### Given problem
From the listing that follows, output everything exactly except the pictures.

━━━━━ Provided material ━━━━━

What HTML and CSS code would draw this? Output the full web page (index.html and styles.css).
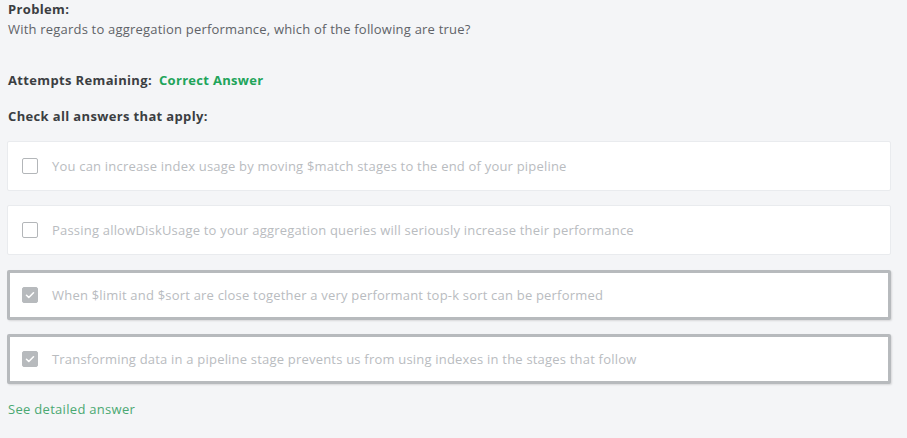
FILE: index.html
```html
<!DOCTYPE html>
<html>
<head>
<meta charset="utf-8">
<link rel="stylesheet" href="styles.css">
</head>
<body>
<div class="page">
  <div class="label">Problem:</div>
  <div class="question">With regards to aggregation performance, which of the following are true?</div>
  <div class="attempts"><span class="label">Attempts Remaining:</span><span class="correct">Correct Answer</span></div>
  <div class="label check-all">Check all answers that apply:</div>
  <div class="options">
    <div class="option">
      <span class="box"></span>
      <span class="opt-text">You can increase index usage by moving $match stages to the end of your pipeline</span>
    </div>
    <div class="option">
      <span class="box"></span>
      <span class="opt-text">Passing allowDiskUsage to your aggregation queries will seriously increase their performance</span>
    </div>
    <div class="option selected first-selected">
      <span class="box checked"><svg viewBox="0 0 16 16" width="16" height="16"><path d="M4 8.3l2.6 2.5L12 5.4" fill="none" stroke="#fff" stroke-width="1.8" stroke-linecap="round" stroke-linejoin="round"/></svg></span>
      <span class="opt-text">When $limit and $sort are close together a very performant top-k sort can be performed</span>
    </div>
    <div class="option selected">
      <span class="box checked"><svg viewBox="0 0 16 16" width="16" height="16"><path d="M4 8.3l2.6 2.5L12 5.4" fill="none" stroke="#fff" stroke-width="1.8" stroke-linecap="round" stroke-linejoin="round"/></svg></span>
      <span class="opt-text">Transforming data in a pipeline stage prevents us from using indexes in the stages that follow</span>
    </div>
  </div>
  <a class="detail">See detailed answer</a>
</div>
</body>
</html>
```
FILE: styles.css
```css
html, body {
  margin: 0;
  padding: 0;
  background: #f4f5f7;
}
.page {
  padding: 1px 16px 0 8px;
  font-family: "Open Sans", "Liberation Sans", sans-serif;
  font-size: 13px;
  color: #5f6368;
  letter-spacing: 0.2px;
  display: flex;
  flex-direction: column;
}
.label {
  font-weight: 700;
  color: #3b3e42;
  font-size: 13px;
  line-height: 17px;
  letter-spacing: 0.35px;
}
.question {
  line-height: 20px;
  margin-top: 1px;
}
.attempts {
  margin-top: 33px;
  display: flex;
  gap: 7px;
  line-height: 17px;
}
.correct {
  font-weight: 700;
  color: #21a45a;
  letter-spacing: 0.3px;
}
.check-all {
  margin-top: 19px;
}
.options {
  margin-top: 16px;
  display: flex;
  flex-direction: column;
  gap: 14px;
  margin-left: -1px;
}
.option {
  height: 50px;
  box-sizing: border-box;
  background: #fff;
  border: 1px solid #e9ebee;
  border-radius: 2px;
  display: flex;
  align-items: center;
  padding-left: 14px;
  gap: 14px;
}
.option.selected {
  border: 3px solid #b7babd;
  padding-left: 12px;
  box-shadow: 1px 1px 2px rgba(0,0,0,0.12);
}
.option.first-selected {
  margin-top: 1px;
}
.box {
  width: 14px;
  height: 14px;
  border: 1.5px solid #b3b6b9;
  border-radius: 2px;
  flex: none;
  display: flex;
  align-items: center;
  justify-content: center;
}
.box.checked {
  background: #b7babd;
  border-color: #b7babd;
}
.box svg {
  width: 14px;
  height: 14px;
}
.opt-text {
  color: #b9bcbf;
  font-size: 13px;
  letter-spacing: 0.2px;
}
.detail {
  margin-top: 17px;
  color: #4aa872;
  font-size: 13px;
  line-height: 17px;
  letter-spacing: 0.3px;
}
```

━━━━━

### Correct response
What HTML and CSS code would draw this? Output the full web page (index.html and styles.css).
FILE: index.html
```html
<!DOCTYPE html>
<html>
<head>
<meta charset="utf-8">
<link rel="stylesheet" href="styles.css">
</head>
<body>
<div class="page">
  <div class="label">Problem:</div>
  <div class="question">With regards to aggregation performance, which of the following are true?</div>
  <div class="attempts"><span class="label">Attempts Remaining:</span><span class="correct">Correct Answer</span></div>
  <div class="label check-all">Check all answers that apply:</div>
  <div class="options">
    <div class="option">
      <span class="box"></span>
      <span class="opt-text">You can increase index usage by moving $match stages to the end of your pipeline</span>
    </div>
    <div class="option">
      <span class="box"></span>
      <span class="opt-text">Passing allowDiskUsage to your aggregation queries will seriously increase their performance</span>
    </div>
    <div class="option selected first-selected">
      <span class="box checked"><svg viewBox="0 0 16 16" width="16" height="16"><path d="M4 8.3l2.6 2.5L12 5.4" fill="none" stroke="#fff" stroke-width="1.8" stroke-linecap="round" stroke-linejoin="round"/></svg></span>
      <span class="opt-text">When $limit and $sort are close together a very performant top-k sort can be performed</span>
    </div>
    <div class="option selected">
      <span class="box checked"><svg viewBox="0 0 16 16" width="16" height="16"><path d="M4 8.3l2.6 2.5L12 5.4" fill="none" stroke="#fff" stroke-width="1.8" stroke-linecap="round" stroke-linejoin="round"/></svg></span>
      <span class="opt-text">Transforming data in a pipeline stage prevents us from using indexes in the stages that follow</span>
    </div>
  </div>
  <a class="detail">See detailed answer</a>
</div>
</body>
</html>
```
FILE: styles.css
```css
html, body {
  margin: 0;
  padding: 0;
  background: #f4f5f7;
}
.page {
  padding: 1px 16px 0 8px;
  font-family: "Open Sans", "Liberation Sans", sans-serif;
  font-size: 13px;
  color: #5f6368;
  letter-spacing: 0.2px;
  display: flex;
  flex-direction: column;
}
.label {
  font-weight: 700;
  color: #3b3e42;
  font-size: 13px;
  line-height: 17px;
  letter-spacing: 0.35px;
}
.question {
  line-height: 20px;
  margin-top: 1px;
}
.attempts {
  margin-top: 33px;
  display: flex;
  gap: 7px;
  line-height: 17px;
}
.correct {
  font-weight: 700;
  color: #21a45a;
  letter-spacing: 0.3px;
}
.check-all {
  margin-top: 19px;
}
.options {
  margin-top: 16px;
  display: flex;
  flex-direction: column;
  gap: 14px;
  margin-left: -1px;
}
.option {
  height: 50px;
  box-sizing: border-box;
  background: #fff;
  border: 1px solid #e9ebee;
  border-radius: 2px;
  display: flex;
  align-items: center;
  padding-left: 14px;
  gap: 14px;
}
.option.selected {
  border: 3px solid #b7babd;
  padding-left: 12px;
  box-shadow: 1px 1px 2px rgba(0,0,0,0.12);
}
.option.first-selected {
  margin-top: 1px;
}
.box {
  width: 14px;
  height: 14px;
  border: 1.5px solid #b3b6b9;
  border-radius: 2px;
  flex: none;
  display: flex;
  align-items: center;
  justify-content: center;
}
.box.checked {
  background: #b7babd;
  border-color: #b7babd;
}
.box svg {
  width: 14px;
  height: 14px;
}
.opt-text {
  color: #b9bcbf;
  font-size: 13px;
  letter-spacing: 0.2px;
}
.detail {
  margin-top: 17px;
  color: #4aa872;
  font-size: 13px;
  line-height: 17px;
  letter-spacing: 0.3px;
}
```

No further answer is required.